Through a looking glass

Did major artists use optical devices to plot points to help them paint?

Last year, as artist David Hockney was working on his soon-to-be-published book on lens use in creating paintings, a common fascination with optics brought him together with Arizona physicist Charles Falco. The resulting collaboration may leave a lasting imprint on the worlds of art and science.

Hockney holds, controversially, that before the advent of photography in the mid-nineteenth century, major European artists used optical devices for over 500 years to help capture exactness of expression or perspective in their pictures.

All done with mirrors: Hockney (above) believes many masters used optical aids; how else could van Eyck achieve such detail in this fifteenth-century portrait? Credit: JAN VAN EYCK/NATIONAL GALLERY, LONDON/RICHARD SCHULMAN/CORBIS

Hockney's best known works include huge collages constructed of hundreds of small photographs, giving him a special eye for creating pictures at some distance with a lens. In 1999, he started to develop his theory of lenses as artists' aids after attending a London exhibition of the works of the early nineteenth-century French painter Jean-Auguste-Dominique Ingres, where he was struck by their extraordinarily confident detail. Like a detective with a refined draughtsman's eye, Hockney then began examining paintings to build a wealth of evidence from the Renaissance to the nineteenth century. Artists he contends used a lens include Caravaggio, Velazquez, van Eyck, Holbein, Leonardo and Lotto.

Hockney's views are controversial on several counts. Ideologically, they offend a traditional notion that the creative process is independent of any form of 'copying'. And on the practical front, there is no documentation of optical devices being used. But Hockney argues that few artists — if any — give away their individual tricks.

With optical science and mathematical formulas, Falco, a condensed-matter physicist at the University of Arizona, Tucson, has helped to affirm many of Hockney's theories. After an article in the New Yorker (31 January, 2000) described Hockney's theories, Falco contacted the artist, offering his assistance. In a lengthy series of correspondence — much of which is included in Hockney's book — Falco buttressed Hockney's artistic finds with scientific facts. In particular, Falco showed Hockney that a curved mirror is itself a lens, something not widely understood by art historians. This allowed Hockney and Falco to use mirrors to recreate centuries-old conditions to mimic how paintings may have been created.
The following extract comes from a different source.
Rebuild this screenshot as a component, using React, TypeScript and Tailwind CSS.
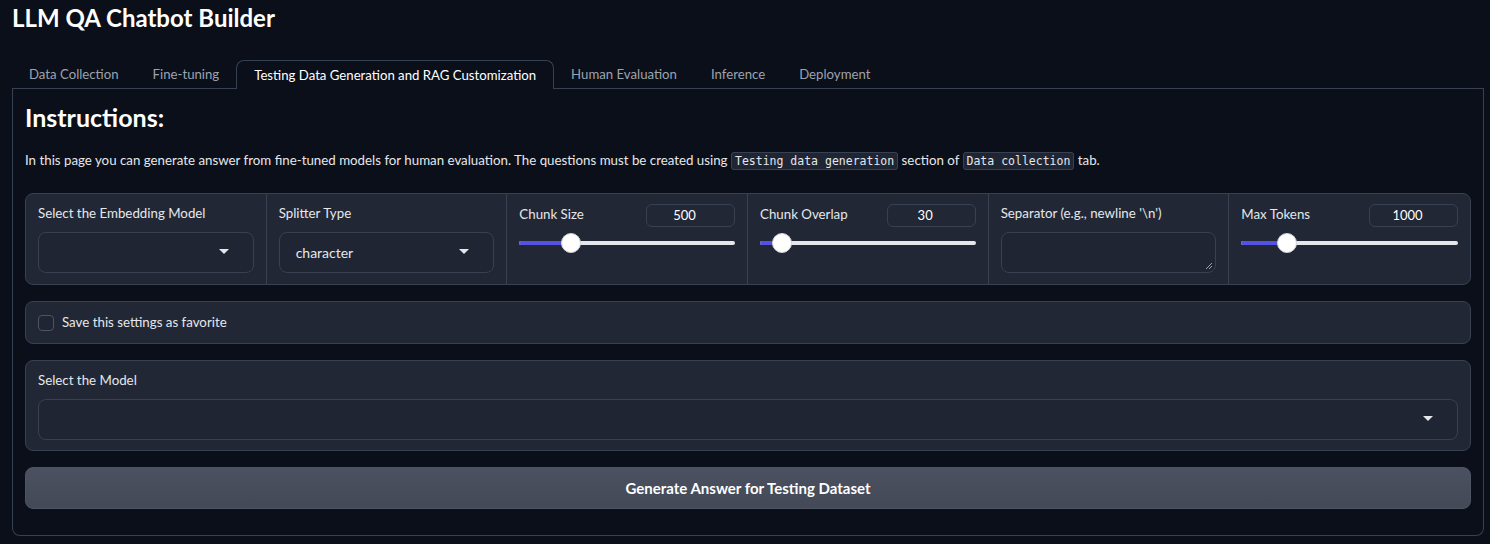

For instance, if the geometry of a painted scene and the size of the canvas are known, the focal length of the lens can be calculated. And if the focal length and the depth of field are known, the lens diameter can be determined. Then a lens can be created to test its use for a painting.

In one of the more vivid examples, Falco helped to dissect an ad 1543 painting by Lorenzo Lotto entitled Husband and Wife. In a fax to Hockney, reproduced in the book, Falco calls it “a smoking gun” providing “extremely strong scientific evidence” for Hockney's theory. With assumptions based on measurements of the subjects in the painting, Falco calculated fairly precise properties of a lens for the painting. The focal length of the lens was determined, then the lens's curvature. Such lenses were available more than 100 years before Lotto's painting. Knowing the theoretical properties of the lens, Falco reconstructed it, and used it to recreate distortions in a pattern in a tapestry in the painting, showing how Lotto may have sketched the piece.

Falco, who is an art collector and aficionado of industrial design, particularly classic motorcycles, says he is enjoying the opportunity of a lifetime. Working with Hockney has opened up new research vistas for him in applied optical sciences. The feeling is mutual. “He really gave me a boost,” says Hockney of Falco. “He allowed us to confirm things.” For a BBC documentary to be shown in October, Hockney went to Florence, Italy, to examine the work of Filippo Brunelleschi, universally credited with first creating perspective in about ad 1420. “The birth of perspective came from an optical projection,” says Hockney, shored up by a re-enactment in Florence. “Art historians have never said that. But the evidence is very strong; the science can't be denied.”

Some prominent art historians are impressed by Hockney's theories and writing, although not all are convinced by every example. “It is absolutely fascinating what Hockney is doing,” says Martin Kemp of Oxford University. “He is making us look at things afresh.” Falco's contribution, he adds, “is most valuable. It is not proof in the strictest sense; but it is supportive and shows no contradictions.” But there are doubts among art historians such as Walter Liedtke, a curator of European paintings at the Metropolitan Museum of Art in New York City. “I think Hockney goes too far with his ideas,” says Liedtke.

It is important to remember that “each artist has a personal style,” notes Liedtke. “We have a brain; the camera or lens does not. Experience and imagination will always intervene.” Hockney, of course, agrees on the importance of style. But he feels he is unmasking a secret artistic technique.

Secret Knowledge; Rediscovering the Lost Techniques of the Old Masters, by David Hockney will be published in October (US: Viking Studios/ Penguin Putnam; UK: Thames & Hudson).